Give back the full listing, character for character, with no pictures.

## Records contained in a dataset
= = = = = = =
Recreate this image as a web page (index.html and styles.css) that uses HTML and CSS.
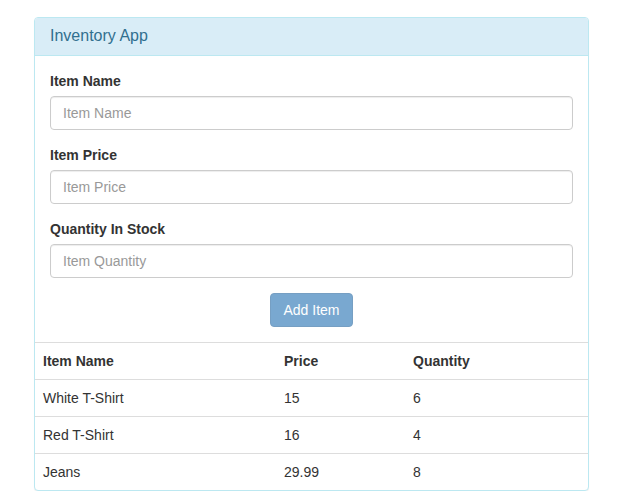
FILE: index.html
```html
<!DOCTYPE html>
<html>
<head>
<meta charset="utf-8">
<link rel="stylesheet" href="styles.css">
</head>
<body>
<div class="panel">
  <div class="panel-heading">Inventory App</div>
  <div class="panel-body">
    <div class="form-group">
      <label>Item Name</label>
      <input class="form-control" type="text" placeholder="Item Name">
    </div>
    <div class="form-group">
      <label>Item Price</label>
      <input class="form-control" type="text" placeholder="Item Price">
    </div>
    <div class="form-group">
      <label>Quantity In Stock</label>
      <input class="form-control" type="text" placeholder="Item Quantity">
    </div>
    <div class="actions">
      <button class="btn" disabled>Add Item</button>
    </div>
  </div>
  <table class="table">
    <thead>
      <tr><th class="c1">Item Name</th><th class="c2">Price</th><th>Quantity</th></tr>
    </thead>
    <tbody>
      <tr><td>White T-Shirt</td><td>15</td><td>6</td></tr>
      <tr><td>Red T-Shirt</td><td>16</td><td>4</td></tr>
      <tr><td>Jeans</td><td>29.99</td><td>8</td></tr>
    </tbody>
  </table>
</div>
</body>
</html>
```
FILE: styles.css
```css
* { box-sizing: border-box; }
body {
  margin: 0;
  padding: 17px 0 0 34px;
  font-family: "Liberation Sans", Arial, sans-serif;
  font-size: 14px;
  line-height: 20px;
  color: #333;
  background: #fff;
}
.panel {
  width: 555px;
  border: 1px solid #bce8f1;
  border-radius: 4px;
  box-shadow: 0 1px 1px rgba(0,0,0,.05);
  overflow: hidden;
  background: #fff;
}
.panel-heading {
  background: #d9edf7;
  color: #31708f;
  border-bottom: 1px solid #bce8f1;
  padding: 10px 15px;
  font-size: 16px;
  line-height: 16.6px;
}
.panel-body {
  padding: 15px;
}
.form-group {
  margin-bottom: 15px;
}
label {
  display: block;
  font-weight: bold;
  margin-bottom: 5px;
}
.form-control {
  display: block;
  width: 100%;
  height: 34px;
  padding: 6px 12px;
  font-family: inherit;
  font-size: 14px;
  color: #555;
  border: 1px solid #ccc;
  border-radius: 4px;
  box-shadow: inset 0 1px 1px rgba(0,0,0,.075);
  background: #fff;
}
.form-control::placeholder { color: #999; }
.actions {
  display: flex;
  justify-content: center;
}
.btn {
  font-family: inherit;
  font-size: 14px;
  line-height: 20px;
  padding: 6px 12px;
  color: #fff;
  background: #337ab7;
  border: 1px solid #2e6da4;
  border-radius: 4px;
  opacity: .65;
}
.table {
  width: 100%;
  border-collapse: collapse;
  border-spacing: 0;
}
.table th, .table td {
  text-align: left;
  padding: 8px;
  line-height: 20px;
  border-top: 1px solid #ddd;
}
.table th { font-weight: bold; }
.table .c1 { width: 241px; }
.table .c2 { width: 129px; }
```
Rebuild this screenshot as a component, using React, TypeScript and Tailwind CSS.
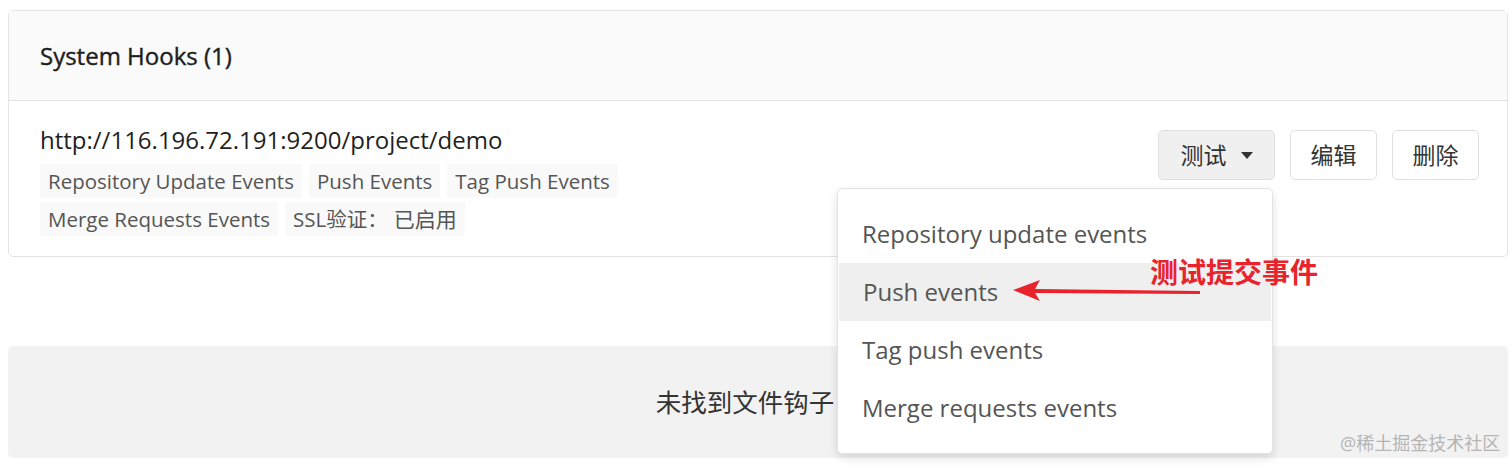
= = = = = = =
## SOLUTION TO THE EXERCISE
Recreate this image as a web page (index.html and styles.css) that uses HTML and CSS.
FILE: index.html
```html
<!DOCTYPE html>
<html>
<head>
<meta charset="utf-8">
<link rel="stylesheet" href="styles.css">
</head>
<body>
<div class="panel">
  <div class="panel-heading">Inventory App</div>
  <div class="panel-body">
    <div class="form-group">
      <label>Item Name</label>
      <input class="form-control" type="text" placeholder="Item Name">
    </div>
    <div class="form-group">
      <label>Item Price</label>
      <input class="form-control" type="text" placeholder="Item Price">
    </div>
    <div class="form-group">
      <label>Quantity In Stock</label>
      <input class="form-control" type="text" placeholder="Item Quantity">
    </div>
    <div class="actions">
      <button class="btn" disabled>Add Item</button>
    </div>
  </div>
  <table class="table">
    <thead>
      <tr><th class="c1">Item Name</th><th class="c2">Price</th><th>Quantity</th></tr>
    </thead>
    <tbody>
      <tr><td>White T-Shirt</td><td>15</td><td>6</td></tr>
      <tr><td>Red T-Shirt</td><td>16</td><td>4</td></tr>
      <tr><td>Jeans</td><td>29.99</td><td>8</td></tr>
    </tbody>
  </table>
</div>
</body>
</html>
```
FILE: styles.css
```css
* { box-sizing: border-box; }
body {
  margin: 0;
  padding: 17px 0 0 34px;
  font-family: "Liberation Sans", Arial, sans-serif;
  font-size: 14px;
  line-height: 20px;
  color: #333;
  background: #fff;
}
.panel {
  width: 555px;
  border: 1px solid #bce8f1;
  border-radius: 4px;
  box-shadow: 0 1px 1px rgba(0,0,0,.05);
  overflow: hidden;
  background: #fff;
}
.panel-heading {
  background: #d9edf7;
  color: #31708f;
  border-bottom: 1px solid #bce8f1;
  padding: 10px 15px;
  font-size: 16px;
  line-height: 16.6px;
}
.panel-body {
  padding: 15px;
}
.form-group {
  margin-bottom: 15px;
}
label {
  display: block;
  font-weight: bold;
  margin-bottom: 5px;
}
.form-control {
  display: block;
  width: 100%;
  height: 34px;
  padding: 6px 12px;
  font-family: inherit;
  font-size: 14px;
  color: #555;
  border: 1px solid #ccc;
  border-radius: 4px;
  box-shadow: inset 0 1px 1px rgba(0,0,0,.075);
  background: #fff;
}
.form-control::placeholder { color: #999; }
.actions {
  display: flex;
  justify-content: center;
}
.btn {
  font-family: inherit;
  font-size: 14px;
  line-height: 20px;
  padding: 6px 12px;
  color: #fff;
  background: #337ab7;
  border: 1px solid #2e6da4;
  border-radius: 4px;
  opacity: .65;
}
.table {
  width: 100%;
  border-collapse: collapse;
  border-spacing: 0;
}
.table th, .table td {
  text-align: left;
  padding: 8px;
  line-height: 20px;
  border-top: 1px solid #ddd;
}
.table th { font-weight: bold; }
.table .c1 { width: 241px; }
.table .c2 { width: 129px; }
```
Rebuild this screenshot as a component, using React, TypeScript and Tailwind CSS.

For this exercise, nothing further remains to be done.